There are rules. The law is set to go into effect July 1, but that’s a bit deceiving. Gathering roadkill will only become legal when the Wyoming Game and Fish Commission and WYDOT finish setting the regulations aimed at safety and logistics.
It could be several months after the July deadline, said Rick King, chief game warden for Game and Fish.
“The process of developing rules and regulations will take a little time. We’ll draft a regulation, put it out for public comment, and then we’ll take it to the commission for their approval,” King said.
The law allows the two departments to decide where it’s too dangerous to stop on the side of the road to collect animals and how to go about acquiring a roadkill tag.
“Right now we’re looking at processes and procedures that other states have put into place,” King said. “And we’re also looking into some of the electronic processes that those states use — because one of the concerns that we do have is the workload of our field personnel.”
Most collisions happen at dark, King said, so imagine being the game warden receiving several late night calls asking for guidance.
There also have to be checks to make sure people don’t start taking advantage of the system. While few folks are dumb enough to aim their expensive vehicle at an animal, King said the department is aware that some may attempt to illegally shoot an animal out of season and then apply for a roadkill tag — hoping nobody will notice the hole in the carcass.
Newsome predicted that the Game and Fish and WYDOT will do “a great job” in crafting the rules for the program.
“I’m confident that they will make rules that are reasonable and that allow people to harvest that resource,” she said.
Regardless of attempts by the two agencies to consider a plethora of scenarios, there’s always going to be someone trying to “game” the system, King said. Yet, the law — which state Rep. Dan Zwonitzer, R-Cheyenne, pitched for years — has some advantages, King said.
“I think if this results in somebody being able to put some good nutritious wild meat in their freezer, then that’s certainly a positive,” the warden said.
It will also mean less scavenging by other animals on the side of the road. Many animals — including birds of prey like eagles — are hit while consuming fresh roadkill. And it will mean less work for WYDOT maintenance crews that are already stretched thin, said WYDOT spokesperson Cody Beers.
“There’s quite a bit of carnage out on our highways,” he said last week.
Beers said it’s possible that the new bill will result in WYDOT having to pick up fewer dead animals.
“... and, you know, it’s not something that our guys enjoy,” he said. “All kinds of nasty things run out of those animals when you’re trying to pick them up and get them in the back of a pickup truck. The smell is not good. I’ve seen our guys lose their lunch on the side of the road while they’re picking up animals.”

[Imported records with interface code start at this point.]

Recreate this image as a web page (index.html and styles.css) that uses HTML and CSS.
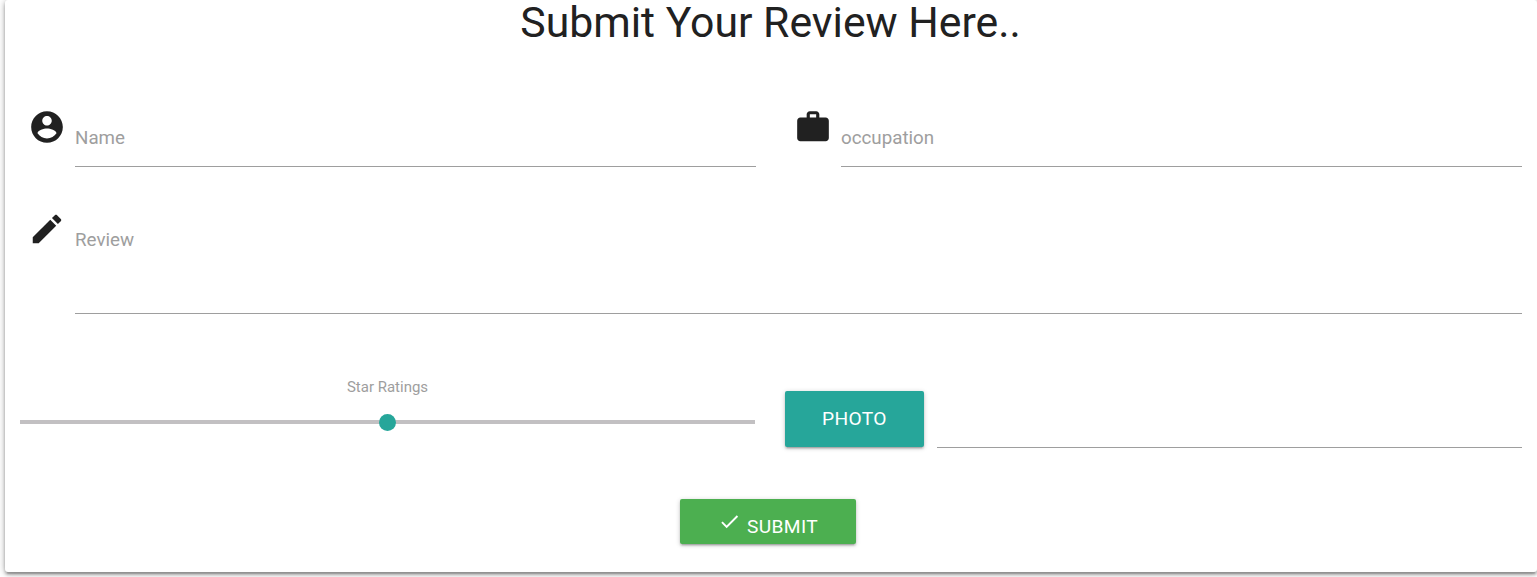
FILE: index.html
```html
<!DOCTYPE html>
<html lang="en">
<head>
<meta charset="utf-8">
<title>Submit Your Review</title>
<link rel="stylesheet" href="styles.css">
</head>
<body>
<main class="card">
  <h1 class="title">Submit Your Review Here..</h1>
  <form class="form">
    <div class="row">
      <div class="field">
        <svg class="icon" viewBox="0 0 24 24"><path d="M12 2C6.48 2 2 6.48 2 12s4.480 10 10 10 10-4.480 10-10S17.520 2 12 2zm0 3c1.660 0 3 1.340 3 3s-1.340 3-3 3-3-1.340-3-3 1.340-3 3-3zm0 14.200c-2.500 0-4.710-1.280-6-3.220.030-1.990 4-3.080 6-3.080 1.990 0 5.970 1.090 6 3.080-1.290 1.940-3.500 3.220-6 3.220z"/></svg>
        <div class="input">Name</div>
      </div>
      <div class="field">
        <svg class="icon" viewBox="0 0 24 24"><path d="M20 6h-4V4c0-1.110-.890-2-2-2h-4c-1.110 0-2 .890-2 2v2H4c-1.110 0-1.990.890-1.990 2L2 19c0 1.110.890 2 2 2h16c1.110 0 2-.890 2-2V8c0-1.110-.890-2-2-2zm-6 0h-4V4h4v2z"/></svg>
        <div class="input">occupation</div>
      </div>
    </div>
    <div class="row row-review">
      <div class="field">
        <svg class="icon" viewBox="0 0 24 24"><path d="M3 17.250V21h3.750L17.810 9.940l-3.750-3.750L3 17.250zM20.710 7.040c.390-.390.390-1.020 0-1.410l-2.340-2.340c-.390-.390-1.020-.390-1.410 0l-1.830 1.830 3.750 3.750 1.830-1.830z"/></svg>
        <div class="input input-tall">Review</div>
      </div>
    </div>
    <div class="row row-extras">
      <div class="rating">
        <span class="rating-label">Star Ratings</span>
        <div class="track"><span class="thumb"></span></div>
      </div>
      <div class="file">
        <button class="btn btn-photo" type="button">PHOTO</button>
        <div class="file-path"></div>
      </div>
    </div>
    <button class="btn btn-submit" type="button">
      <svg class="check" viewBox="0 0 24 24"><path d="M9 16.170L4.830 12l-1.420 1.410L9 19 21 7l-1.410-1.410z"/></svg>
      <span>SUBMIT</span>
    </button>
  </form>
</main>
</body>
</html>
```
FILE: styles.css
```css
* { box-sizing: border-box; }
body {
  margin: 0;
  height: 577px;
  overflow: hidden;
  background: #fff;
  color: #212121;
  font-family: Roboto, sans-serif;
}
.card {
  height: 572px;
  margin-left: 5px;
  border-radius: 3px;
  background: #fff;
  box-shadow: 0 3px 3px 0 rgba(0,0,0,.2), 0 4px 1px -2px rgba(0,0,0,.12), 0 1px 7px 0 rgba(0,0,0,.34);
}
.title {
  margin: 0;
  height: 91px;
  padding-right: 1px;
  font-size: 42.75px;
  font-weight: 400;
  line-height: 45px;
  text-align: center;
}
.form {
  display: flex;
  flex-direction: column;
  padding: 0 15px;
}
.row {
  display: grid;
  grid-template-columns: 1fr 1fr;
  gap: 30px;
  height: 102px;
  align-items: start;
}
.row-review { grid-template-columns: 1fr; height: 187px; }
.field { display: flex; align-items: flex-start; padding: 16px 0 0 8px; }
.icon {
  flex: none;
  width: 38px;
  height: 38px;
  margin: 1px 9px 0 0;
  fill: #212121;
}
.input {
  flex: 1;
  height: 60px;
  padding-top: 17px;
  border-bottom: 1px solid #9e9e9e;
  color: #9e9e9e;
  font-size: 18.75px;
  line-height: 28px;
}
.input-tall { height: 105px; }
.row-extras { grid-template-columns: 735px 1fr; height: 119px; }
.rating { display: flex; flex-direction: column; align-items: center; }
.rating-label {
  color: #9e9e9e;
  font-size: 15px;
  line-height: 14px;
}
.track {
  display: flex;
  align-items: center;
  justify-content: center;
  width: 100%;
  height: 4px;
  margin-top: 26px;
  background: #c2c0c2;
}
.thumb { flex: none; width: 17px; height: 17px; border-radius: 50%; background: #26a69a; }
.file { display: flex; gap: 13px; padding-top: 11px; }
.btn {
  border: 0;
  border-radius: 2px;
  color: #fff;
  font: 400 19.2px Roboto, sans-serif;
  letter-spacing: .35px;
  box-shadow: 0 2px 2px 0 rgba(0,0,0,.14), 0 3px 1px -2px rgba(0,0,0,.12), 0 1px 5px 0 rgba(0,0,0,.2);
}
.btn-photo { width: 139px; height: 56px; padding: 0 0 1px; background: #26a69a; }
.file-path { flex: 1; height: 57px; border-bottom: 1px solid #9e9e9e; }
.btn-submit {
  display: flex;
  align-self: center;
  width: 176px;
  height: 45px;
  margin-right: 6px;
  padding: 12px 0 0 39px;
  background: #4caf50;
  line-height: 31px;
}
.check { width: 23px; height: 23px; margin: -1px 6px 0 -1px; fill: #fff; }
```
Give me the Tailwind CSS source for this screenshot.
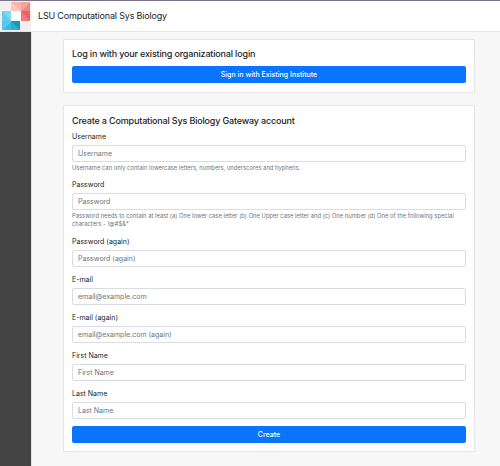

The permits to harvest roadkill will probably cost around $8 and the expediency needed to get the animal off the pavement and home to clean is being taken into account as the departments look at structuring the new regulations.
Safety is the biggest concern, Beers said. The interstate may be off-limits, as well as some stretches of two-lane roads with 70 mph speeds.
Meanwhile, WYDOT continues to work to reduce the number of road-killed animals.
The state has been building both over- and underpasses near migration routes, lowering the speed limits after dark in areas thick with animals crossing the road and putting up new signage where helpful. There are several areas in the Big Horn Basin that have proved to be areas of great concern, Beers said. U.S. Highway 14-A between Cody and Powell is one of the worst, he said, “especially around the Corbett Bridge.”
WYDOT has been working hard to get across the message to slow down.
“Just from a highway safety standpoint, it makes a lot of sense to simply slow down at dawn and dusk to keep yourself from running into animals,” Beers said.
Among local lawmakers, Rep. Newsome, Rep. Rachel Rodriguez-Williams, R-Cody, and Sen. Tim French, R-Powell, voted in support of HB 95, while Sen. R.J. Kost, R-Powell, Rep. Dan Laursen, R-Powell, and Rep. Jamie Flitner, R-Greybull, voted against it.